Cortes said being a first-generation college student has made her journey to becoming a college student stressful at times. Some of the obstacles she overcame were knowing how to complete the Free Application for Federal Student Aid (FASFA), knowing which colleges to attend and which classes to choose.  

“My parents weren’t able to give me the help that they would have liked to or that maybe I would have liked to,” Cortes said. “It definitely makes me value the experience more.” 

Cortes grew up in Phoenix for most of her life but attended high school in Tucson. She chose ASU because she liked that the campus felt more like home than the colleges in Tucson.

Since enrolling, Cortes said the faculty is one of the most impactful things to her because she loves being surrounded by passionate professors who are doing things she strives to do in the future. 

The workload is heavy at school, but Cortes manages it well.
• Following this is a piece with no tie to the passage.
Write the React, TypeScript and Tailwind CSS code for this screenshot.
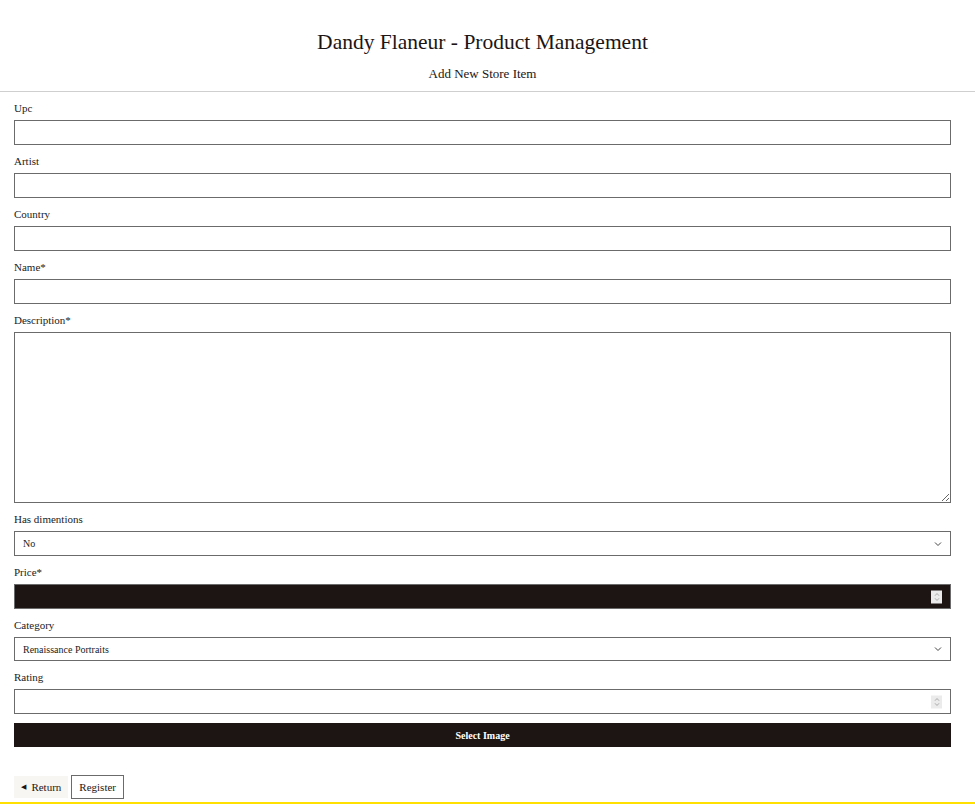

“If you like what you’re doing, it doesn’t feel like you’re doing that much work,” Cortes said. 

She said her biggest advice for incoming freshmen is for them to know that college is fun and to not be stressed out about it. 

“There’s a lot of things to do, and you can go out with your friends, and it’s very different from any other experience I’ve had, but there’s no other place I’d rather be,” Cortes said. 

She is looking forward to taking classes that are more related to her major, and to not be taking as many prerequisites. 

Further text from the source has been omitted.